His second dilemma is political. UMNO, his coalition partner and strategic vehicle that he hoped could put up a fight against PN in the Malay heartland, has failed miserably. Out of 108 seats that UMNO contested, it won 19, a dismal 17.5 per cent success rate making it one of the biggest losers in these state elections. If UMNO fails to reform by, amongst other things, removing its deeply unpopular president, Anwar faces an important strategic decision. He could stick to the current path and head into the next general elections by working with UMNO and even consider recommending a Royal Pardon for former prime minister Najib Razak who retains considerable support within the party.

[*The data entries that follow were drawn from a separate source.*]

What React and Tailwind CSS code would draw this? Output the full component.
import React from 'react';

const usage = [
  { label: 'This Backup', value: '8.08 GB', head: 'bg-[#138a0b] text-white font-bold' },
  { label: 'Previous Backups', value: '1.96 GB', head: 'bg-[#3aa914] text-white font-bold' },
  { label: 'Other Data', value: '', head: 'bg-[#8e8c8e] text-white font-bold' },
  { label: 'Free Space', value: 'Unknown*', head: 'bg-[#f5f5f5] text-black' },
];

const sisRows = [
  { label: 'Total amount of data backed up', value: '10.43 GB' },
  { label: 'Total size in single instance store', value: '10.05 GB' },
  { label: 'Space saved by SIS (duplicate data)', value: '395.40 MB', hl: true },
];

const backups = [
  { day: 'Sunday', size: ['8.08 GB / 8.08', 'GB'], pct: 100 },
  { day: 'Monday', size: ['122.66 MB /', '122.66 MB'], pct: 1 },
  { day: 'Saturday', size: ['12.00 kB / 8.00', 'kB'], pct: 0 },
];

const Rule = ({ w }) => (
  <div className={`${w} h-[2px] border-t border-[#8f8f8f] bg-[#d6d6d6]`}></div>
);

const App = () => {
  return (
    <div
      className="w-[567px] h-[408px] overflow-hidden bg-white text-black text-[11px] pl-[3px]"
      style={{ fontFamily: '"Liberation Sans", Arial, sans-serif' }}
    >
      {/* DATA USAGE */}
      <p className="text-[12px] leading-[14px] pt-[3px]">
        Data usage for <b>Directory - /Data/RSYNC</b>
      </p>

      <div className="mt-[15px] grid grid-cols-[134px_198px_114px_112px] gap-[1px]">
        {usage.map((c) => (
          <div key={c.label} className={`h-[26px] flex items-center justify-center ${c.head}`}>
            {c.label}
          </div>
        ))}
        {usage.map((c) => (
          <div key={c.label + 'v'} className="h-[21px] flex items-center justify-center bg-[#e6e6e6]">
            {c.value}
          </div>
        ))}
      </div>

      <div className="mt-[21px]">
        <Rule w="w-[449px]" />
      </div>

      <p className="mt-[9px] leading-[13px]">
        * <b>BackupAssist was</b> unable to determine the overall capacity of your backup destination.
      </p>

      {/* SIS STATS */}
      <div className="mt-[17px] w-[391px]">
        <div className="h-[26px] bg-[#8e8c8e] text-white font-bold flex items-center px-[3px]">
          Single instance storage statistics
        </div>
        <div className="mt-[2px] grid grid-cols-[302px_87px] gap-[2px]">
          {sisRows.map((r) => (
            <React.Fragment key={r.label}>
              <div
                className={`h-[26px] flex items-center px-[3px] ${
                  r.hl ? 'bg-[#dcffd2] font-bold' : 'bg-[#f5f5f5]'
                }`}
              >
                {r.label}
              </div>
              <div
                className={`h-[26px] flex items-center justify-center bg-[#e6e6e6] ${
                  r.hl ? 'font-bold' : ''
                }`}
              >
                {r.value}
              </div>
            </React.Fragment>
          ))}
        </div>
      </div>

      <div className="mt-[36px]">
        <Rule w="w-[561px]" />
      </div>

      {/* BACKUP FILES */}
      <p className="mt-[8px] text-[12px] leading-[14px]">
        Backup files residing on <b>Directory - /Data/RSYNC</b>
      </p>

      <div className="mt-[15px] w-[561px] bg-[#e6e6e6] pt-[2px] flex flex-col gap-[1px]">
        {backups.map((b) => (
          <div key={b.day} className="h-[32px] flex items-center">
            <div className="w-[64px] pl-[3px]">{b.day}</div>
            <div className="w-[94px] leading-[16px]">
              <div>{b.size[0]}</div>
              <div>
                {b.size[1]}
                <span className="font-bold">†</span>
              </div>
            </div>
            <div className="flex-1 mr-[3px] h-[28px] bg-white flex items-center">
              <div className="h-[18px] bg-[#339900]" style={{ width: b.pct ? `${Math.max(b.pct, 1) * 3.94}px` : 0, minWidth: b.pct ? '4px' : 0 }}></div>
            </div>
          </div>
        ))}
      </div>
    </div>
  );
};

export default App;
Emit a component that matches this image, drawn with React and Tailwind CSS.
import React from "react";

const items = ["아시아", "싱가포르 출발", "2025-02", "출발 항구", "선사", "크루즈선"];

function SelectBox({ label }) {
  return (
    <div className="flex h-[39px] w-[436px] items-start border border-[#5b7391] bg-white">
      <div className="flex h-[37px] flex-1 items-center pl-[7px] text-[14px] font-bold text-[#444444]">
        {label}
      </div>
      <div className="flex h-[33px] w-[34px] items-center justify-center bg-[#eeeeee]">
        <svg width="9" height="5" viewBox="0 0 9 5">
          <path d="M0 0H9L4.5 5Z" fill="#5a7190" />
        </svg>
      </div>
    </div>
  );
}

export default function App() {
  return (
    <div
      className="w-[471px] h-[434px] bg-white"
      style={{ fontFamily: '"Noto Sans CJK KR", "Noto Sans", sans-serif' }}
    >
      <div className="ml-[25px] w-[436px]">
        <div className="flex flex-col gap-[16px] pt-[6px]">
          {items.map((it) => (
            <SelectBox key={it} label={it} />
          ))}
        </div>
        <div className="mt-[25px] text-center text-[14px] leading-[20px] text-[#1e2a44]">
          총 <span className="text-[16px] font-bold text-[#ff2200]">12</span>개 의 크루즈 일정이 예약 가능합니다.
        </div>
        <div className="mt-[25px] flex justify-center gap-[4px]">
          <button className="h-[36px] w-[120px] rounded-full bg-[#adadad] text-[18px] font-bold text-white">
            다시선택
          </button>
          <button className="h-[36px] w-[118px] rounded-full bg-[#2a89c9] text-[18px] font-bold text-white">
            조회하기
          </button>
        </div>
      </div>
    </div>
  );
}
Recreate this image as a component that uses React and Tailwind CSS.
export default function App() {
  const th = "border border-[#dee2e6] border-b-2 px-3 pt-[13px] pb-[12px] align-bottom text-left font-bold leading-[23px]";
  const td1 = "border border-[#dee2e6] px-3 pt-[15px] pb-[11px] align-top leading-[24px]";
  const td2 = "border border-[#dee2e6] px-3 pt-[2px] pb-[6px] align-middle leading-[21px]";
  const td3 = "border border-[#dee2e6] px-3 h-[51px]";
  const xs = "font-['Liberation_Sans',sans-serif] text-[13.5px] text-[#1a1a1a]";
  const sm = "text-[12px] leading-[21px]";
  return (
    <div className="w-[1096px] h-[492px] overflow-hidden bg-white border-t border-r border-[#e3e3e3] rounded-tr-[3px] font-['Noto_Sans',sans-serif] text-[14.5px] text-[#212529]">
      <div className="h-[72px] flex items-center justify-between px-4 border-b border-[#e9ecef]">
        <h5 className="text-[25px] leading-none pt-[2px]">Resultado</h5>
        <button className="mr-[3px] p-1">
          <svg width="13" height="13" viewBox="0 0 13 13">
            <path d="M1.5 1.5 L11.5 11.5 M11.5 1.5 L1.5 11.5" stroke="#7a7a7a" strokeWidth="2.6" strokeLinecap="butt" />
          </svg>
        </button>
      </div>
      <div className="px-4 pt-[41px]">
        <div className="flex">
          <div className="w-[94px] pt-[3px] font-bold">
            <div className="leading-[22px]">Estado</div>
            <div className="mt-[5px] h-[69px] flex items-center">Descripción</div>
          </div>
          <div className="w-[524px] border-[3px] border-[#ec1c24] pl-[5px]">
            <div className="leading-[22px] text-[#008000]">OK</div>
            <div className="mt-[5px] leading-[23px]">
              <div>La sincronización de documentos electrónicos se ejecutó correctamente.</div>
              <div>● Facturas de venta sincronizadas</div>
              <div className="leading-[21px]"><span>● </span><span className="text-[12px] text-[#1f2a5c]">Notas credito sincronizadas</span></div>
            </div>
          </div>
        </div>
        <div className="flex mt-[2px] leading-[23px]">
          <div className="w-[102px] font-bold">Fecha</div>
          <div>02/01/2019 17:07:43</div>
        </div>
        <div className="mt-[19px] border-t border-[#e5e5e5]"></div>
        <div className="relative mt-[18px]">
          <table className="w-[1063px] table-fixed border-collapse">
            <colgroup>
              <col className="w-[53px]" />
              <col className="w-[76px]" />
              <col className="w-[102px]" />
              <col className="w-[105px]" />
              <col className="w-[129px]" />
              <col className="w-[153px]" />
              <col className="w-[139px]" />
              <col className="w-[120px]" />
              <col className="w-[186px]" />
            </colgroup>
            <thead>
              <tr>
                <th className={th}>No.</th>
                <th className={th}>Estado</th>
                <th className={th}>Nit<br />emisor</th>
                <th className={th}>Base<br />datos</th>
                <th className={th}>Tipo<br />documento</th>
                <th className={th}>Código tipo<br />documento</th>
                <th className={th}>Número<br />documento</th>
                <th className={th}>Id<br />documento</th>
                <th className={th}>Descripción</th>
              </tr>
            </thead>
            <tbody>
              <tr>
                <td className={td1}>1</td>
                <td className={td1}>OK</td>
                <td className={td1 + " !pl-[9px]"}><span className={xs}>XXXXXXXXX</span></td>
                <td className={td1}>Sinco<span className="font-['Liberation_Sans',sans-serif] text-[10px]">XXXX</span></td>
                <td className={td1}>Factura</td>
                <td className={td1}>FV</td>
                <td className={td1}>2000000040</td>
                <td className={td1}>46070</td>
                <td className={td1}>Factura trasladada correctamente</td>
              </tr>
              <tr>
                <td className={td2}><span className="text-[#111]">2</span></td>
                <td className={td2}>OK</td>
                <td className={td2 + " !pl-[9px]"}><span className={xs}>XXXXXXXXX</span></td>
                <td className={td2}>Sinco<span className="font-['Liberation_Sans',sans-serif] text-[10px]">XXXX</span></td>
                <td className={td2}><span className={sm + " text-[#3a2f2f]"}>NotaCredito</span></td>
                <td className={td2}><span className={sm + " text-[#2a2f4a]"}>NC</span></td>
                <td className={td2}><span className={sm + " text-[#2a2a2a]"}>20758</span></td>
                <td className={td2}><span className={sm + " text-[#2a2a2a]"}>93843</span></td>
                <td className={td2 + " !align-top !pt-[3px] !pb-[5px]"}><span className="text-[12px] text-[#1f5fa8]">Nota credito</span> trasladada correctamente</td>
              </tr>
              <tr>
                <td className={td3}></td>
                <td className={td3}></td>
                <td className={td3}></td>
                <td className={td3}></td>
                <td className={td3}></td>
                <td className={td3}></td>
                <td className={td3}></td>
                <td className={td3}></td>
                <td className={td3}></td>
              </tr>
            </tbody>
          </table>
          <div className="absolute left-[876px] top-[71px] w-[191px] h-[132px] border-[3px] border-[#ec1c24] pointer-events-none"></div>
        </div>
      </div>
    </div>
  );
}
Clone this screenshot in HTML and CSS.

Alternatively, he could effect a parting of ways with UMNO and adopt other options. He could battle for Malay votes by enhancing Parti Keadilan Rakyat’s appeal to the demographic segment or leverage more on coalition partner Parti Amanah Nasional, which scored a surprise victory in one seat in Kelantan.  

The last option is to reach out to Muhyiddin Yassin’s Parti Pribumi Bersatu Malaysia, which is a key party in PN. While this option might as yet be unthinkable, stranger things have happened in Malaysian politics before, most recently PH’s unlikely pairing with UMNO. The horns of these dilemmas will certainly weigh on Malaysia’s prime minister and his government in the next few years.    

Khairy Jamaluddin is an Associate Senior Fellow at ISEAS - Yusof Ishak Institute. Previously, he served as Minister at Malaysia’s ministries of Youth and Sports, Science and Technology, and Health. He was also the Coordinating Minister for the Covid-19 Immunisation Programme.